6. Promote Open and Ongoing Communication
Transparent communication is a cornerstone of learning how to create a succession plan. Regular conversations with family members, key executives, and other stakeholders manage emotions, align objectives, and build consensus, which are vital for preserving relationships alongside business continuity.
Host family meetings, retreats, or advisory councils to foster dialogue about expectations, changes, and challenges. Document decisions and agreements to maintain clarity.
7. Regularly Review and Update Your Succession Plan
Life, business, and family dynamics continually evolve. Thus, an effective succession plan is never set in stone.
Schedule periodic reviews to reassess:
• The readiness of successors
• Changes in market or regulatory environments
• Updates in financial or tax laws
• Adjustments to family situations such as marriages, births, or deaths
An adaptive plan remains relevant and responsive, preventing unintended consequences and ensuring your legacy endures.
Partnering with RCBC Wealth for Successful Succession Planning
These succession planning steps involve complex decisions that impact your family, business, and financial future.

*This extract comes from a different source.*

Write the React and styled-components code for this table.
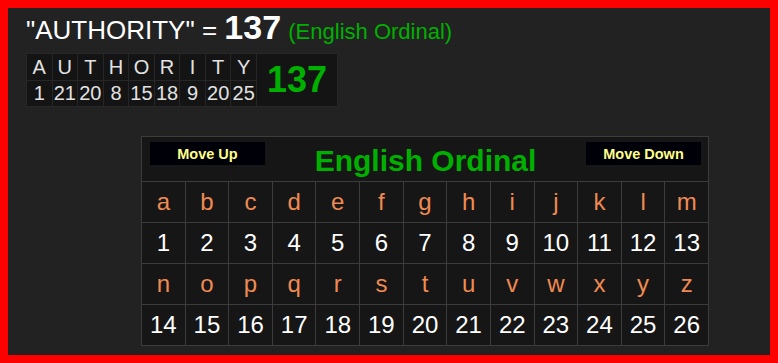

That’s why having the right partner is crucial. RCBC Wealth offers the expertise, personalized service, and comprehensive solutions you need to navigate this journey.
Our seasoned relationship managers approach succession planning as a holistic process, combining estate planning, business continuity strategies, impact investing, and retirement solutions. Through RCBC’s extensive network and resources, you gain access to exclusive solutions. Whether setting up trusts, structuring ownership transfers, or planning philanthropic initiatives, our team stands ready to guide you every step of the way.
Secure Tomorrow with Thoughtful Succession Planning
Your business is more than just an asset. It’s a legacy shaped by your vision, labor, and values. Succession planning safeguards that legacy and ensures your enterprise continues to thrive long after your time. By taking intentional steps in succession planning, you can avoid costly disputes, protect family harmony, and empower future leaders.